Indien: Unsere Angelegenheit

Indien hat zum Beispiel hart daran gearbeitet, dass kein Konferenzdokument spezifisch auf die Diskriminierung seiner Bevölkerung durch das Kastensystem verweist, das mehrere Zehnmillionen von Menschen in Südasien zu niederen Jobs verdammt. Die indische Regierung sieht in diesem Sozialsystem eine "interne Angelegenheit" und behauptet, dass unterschiedliche Kasten nichts mit Rassismus zu tun hätten.

Auch China versucht zu verhindern, dass seine Herrschaft in Tibet mit dem Rassismus verknüpft wird. Und auch eine Reihe osteuropäischer Staaten mit einer größeren Roma-Bevölkerung will alle Diskussionen über das Schicksal der Zigeuner in ihren Grenzen von vornherein unterbinden.

Unter denjenigen, die ihre Geschichte auf der Konferenz erzählen, war gestern auch ein Ehepaar aus Ruanda: Immaculee Mukamuhirwa ist eine Tutsi und François-Xavier Nsanzuwera ein Hutu. Obwohl beide dem Genozid auf wundersame Weise entronnen sind, haben sie Teile ihrer Familien verloren: Mukamuhirwa gleich beide Eltern, vier Schwestern und zwei Brüder, Nsanzuwera seinen Vater, den die Schlächter für einen Tutsi hielten.

Beide führen heute ein, wie sie sagen, "unter den Umständen glückliches Leben". Für ihr Land sehen sie indes wenig Hoffnung: François weiß nicht wie die beiden Volksgruppen nach dem dort gesäten Hass jemals zusammenfinden werden.

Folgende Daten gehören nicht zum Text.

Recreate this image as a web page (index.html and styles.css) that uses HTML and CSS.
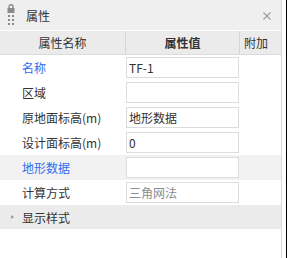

"Die größten Feinde der Afrikaner sind die Afrikaner selbst", sagt auch Obed, der von der Konferenz nichts Konkretes erwartet. "Wir werden auch nächste Woche wieder von unseren schwarzen Brüdern hier beleidigt werden", meint er. Auch unter vielen seiner Freunde aus Ghana herrsche permanente Angst vor neuen Übergriffen. Die von Libyens Staatschef Gaddafi angestrebte Afrikanische Union hält er jedenfalls für eine Totgeburt. Obed hat von den blutigen Pogromen gehört, die es in Libyen vor einem Jahr gegen Gastarbeiter aus Niger gegeben hat und denen fast 200 Schwarzafrikaner zum Opfer fielen. Der Grund: das Gerücht, ein Schwarzer habe ein libysches Mädchen vergewaltigt.